Photo-Heat Transition of Coatings Derived from Furfural Resin and Fe2 O3 Nanoparticles

Abstract

A composite coating based on furfural matrix resin and Fe2O3 nanoparticles was prepared by the ultrasonic mixing of furfural with Fe2O3 nanoparticles. Coatings obtained from this mixture exhibited improved photo-heat transition properties. The composition, structure and properties of the composite coating were investigated using transmission electron microscopy (TEM), Fourier transform infrared (FTIR), thermogravimetric analysis (TGA) and spectrophotometry. The TEM results indicated that the size of resulting Fe2O3 particles were in the range of 50 to 100 nm.

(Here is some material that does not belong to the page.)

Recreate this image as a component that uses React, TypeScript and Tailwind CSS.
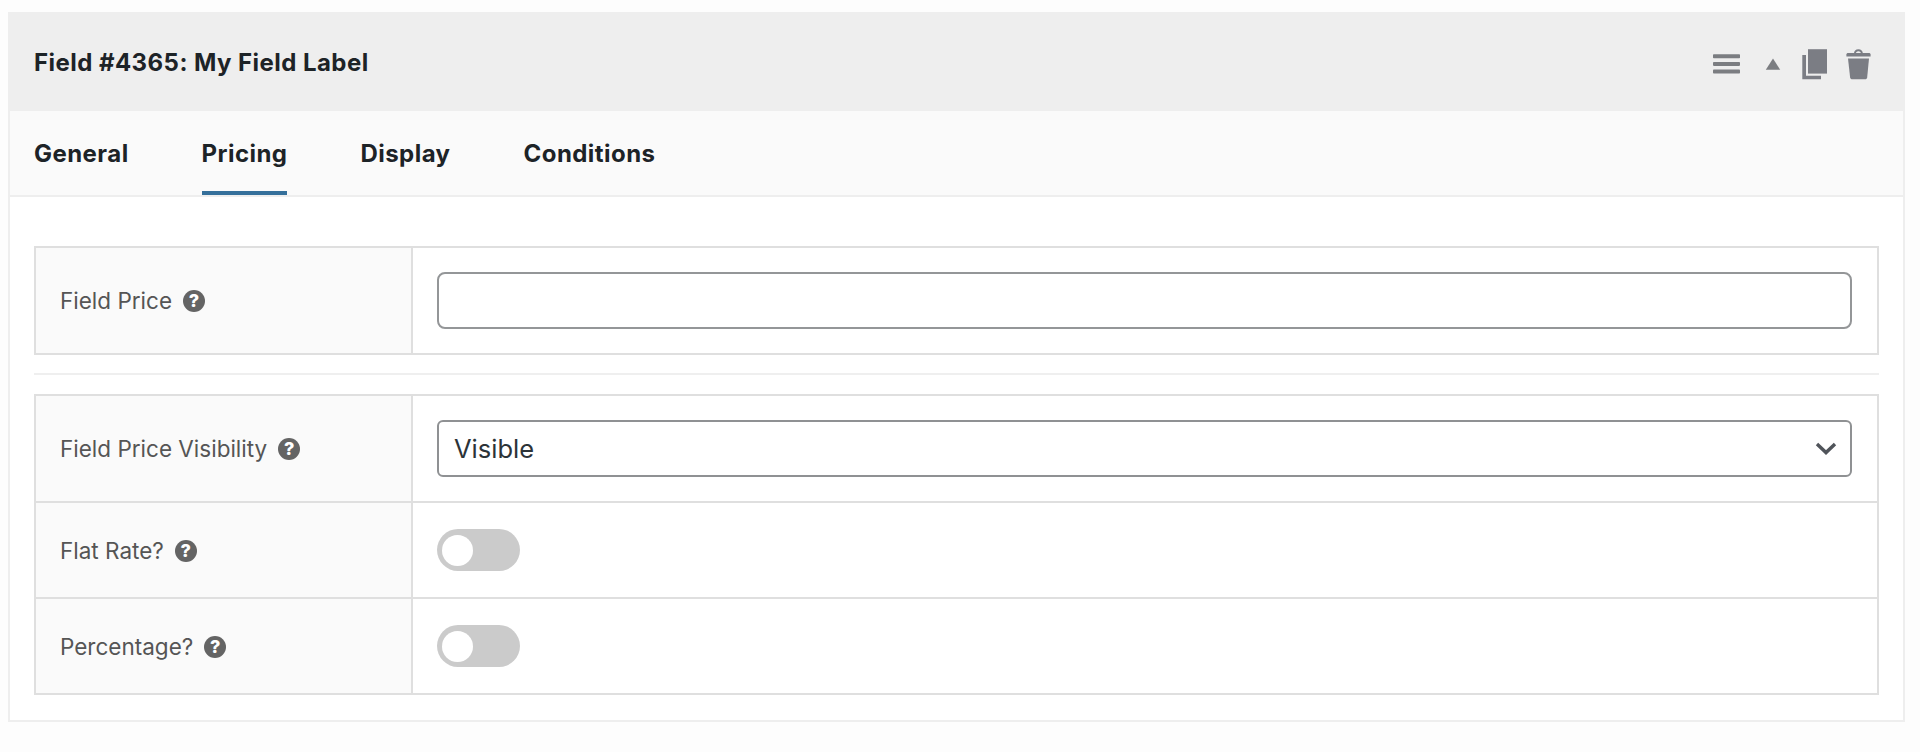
import { useState, type ReactNode } from "react";

const tabs = ["General", "Pricing", "Display", "Conditions"];

function DragIcon() {
  return (
    <svg width="27" height="20" viewBox="0 0 27 20" fill="#7b7d81">
      <rect x="0" y="0.3" width="27" height="4" rx="0.8" />
      <rect x="0" y="7.9" width="27" height="4" rx="0.8" />
      <rect x="0" y="15.5" width="27" height="4" rx="0.8" />
    </svg>
  );
}

function CollapseIcon() {
  return (
    <svg width="16" height="12" viewBox="0 0 16 12" fill="#7b7d81">
      <path d="M8 0.5 15.2 11.7H0.8Z" />
    </svg>
  );
}

function DuplicateIcon() {
  return (
    <svg width="26" height="31" viewBox="0 0 26 31" fill="#7b7d84">
      <path d="M6 0.2H25V24.6H6Z" />
      <path d="M0.3 5.9H4V26.8H19V30.2H0.3Z" />
    </svg>
  );
}

function TrashIcon() {
  return (
    <svg width="25" height="31" viewBox="0 0 25 31" fill="#7b7d84">
      <path
        d="M8.8 5C9 2.4 10.3 1.3 12.4 1.3S15.8 2.4 16 5"
        fill="none"
        stroke="#7b7d84"
        strokeWidth="1.9"
      />
      <path d="M2.3 4H22.7C24 4 24.6 4.6 24.6 5.6V7.5H0.4V5.6C0.4 4.6 1 4 2.3 4Z" />
      <path d="M2 9.5H23L21.2 28.2C21 29.7 20.3 30.2 19 30.2H6.4C5 30.2 4.3 29.7 4.1 28.2Z" />
    </svg>
  );
}

function HelpTip() {
  return (
    <span className="grid size-[22px] shrink-0 place-items-center rounded-full bg-[#646464] text-[18px] leading-none font-extrabold text-white">
      ?
    </span>
  );
}

function Row({
  label,
  className,
  children,
}: {
  label: string;
  className: string;
  children: ReactNode;
}) {
  return (
    <div className={`flex ${className}`}>
      <div className="flex w-[377px] shrink-0 items-center gap-[11px] border-r-2 border-[#dfdfdf] bg-[#fafafa] pt-px pl-6 text-[22.5px] text-[#555]">
        <span>{label}</span>
        <HelpTip />
      </div>
      <div className="flex flex-1 items-center bg-white pr-[25px] pl-6">{children}</div>
    </div>
  );
}

function Toggle() {
  const [on, setOn] = useState(false);
  return (
    <button
      type="button"
      role="switch"
      aria-checked={on}
      onClick={() => setOn(!on)}
      className={`flex h-[42px] w-[83px] items-center rounded-full px-[5px] ${
        on ? "justify-end bg-[#2271b1]" : "bg-[#cbcbcb]"
      }`}
    >
      <span className="size-[31px] rounded-full bg-white" />
    </button>
  );
}

export default function App() {
  const [active, setActive] = useState("Pricing");

  return (
    <div className="h-[752px] w-full overflow-hidden bg-[#fdfdfd] pt-3 pr-[15px] pl-2 font-['Inter',sans-serif]">
      <div className="h-[710px] border-2 border-t-0 border-[#eee] bg-white">
        <header className="flex h-[99px] items-center justify-between bg-[#eee] pr-8 pl-6">
          <h3 className="pt-[3px] text-[24px] font-bold tracking-[0.45px] text-[#1d2327]">
            Field #4365: My Field Label
          </h3>
          <div className="flex items-center pt-[5px]">
            <DragIcon />
            <span className="ml-[25px]">
              <CollapseIcon />
            </span>
            <span className="ml-[21px]">
              <DuplicateIcon />
            </span>
            <span className="ml-[18px]">
              <TrashIcon />
            </span>
          </div>
        </header>

        <nav className="flex h-[86px] gap-[73px] border-b-2 border-[#eee] bg-[#fafafa] pl-6">
          {tabs.map((tab) => (
            <button
              key={tab}
              type="button"
              onClick={() => setActive(tab)}
              className={`border-b-4 pt-[5px] text-[24px] font-bold tracking-[0.45px] text-[#1d2327] ${
                tab === active ? "border-[#35709b]" : "border-transparent"
              }`}
            >
              {tab}
            </button>
          ))}
        </nav>

        <div className="px-6 pt-[49px]">
          <div className="border-2 border-[#dfdfdf]">
            <Row label="Field Price" className="h-[105px]">
              <input
                type="text"
                className="h-[57px] w-full rounded-[8px] border-2 border-[#949698] bg-white px-4 text-2xl outline-none"
              />
            </Row>
          </div>

          <div className="mt-[18px] mb-[19px] h-[2px] bg-[#efefef]" />

          <div className="divide-y-2 divide-[#dfdfdf] border-2 border-[#dfdfdf]">
            <Row label="Field Price Visibility" className="h-[107px]">
              <div className="flex h-[57px] w-full items-center justify-between rounded-[6px] border-2 border-[#8f9193] bg-white pt-px pr-[13px] pl-[15px] text-[25.5px] text-[#2c3338]">
                <span>Visible</span>
                <svg width="22" height="14" viewBox="0 0 22 14" fill="none" stroke="#50545a" strokeWidth="3.4">
                  <path d="M2 2 11 10.6 20 2" />
                </svg>
              </div>
            </Row>
            <Row label="Flat Rate?" className="h-[96px]">
              <Toggle />
            </Row>
            <Row label="Percentage?" className="h-[94px]">
              <Toggle />
            </Row>
          </div>
        </div>
      </div>
    </div>
  );
}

The initial decomposition temperature of the composite coating was 250°C. The solar absorptivity (αs) of the composite coatings was as high as 90%, and its emission rate (εn) was reduced to 56%, while the relative eff iciency of light-heat transition (αs/εnK) was about 1.6. The nanocomposite coatings exhibited excellent abrasion resistance, weatherability and water resistance due to the formation of a three-dimensional network structure during the thermal curing process. The results indicate that the nanocomposite material could be used as a solar light-heat transition coating that could be employed in solar hot-water collection.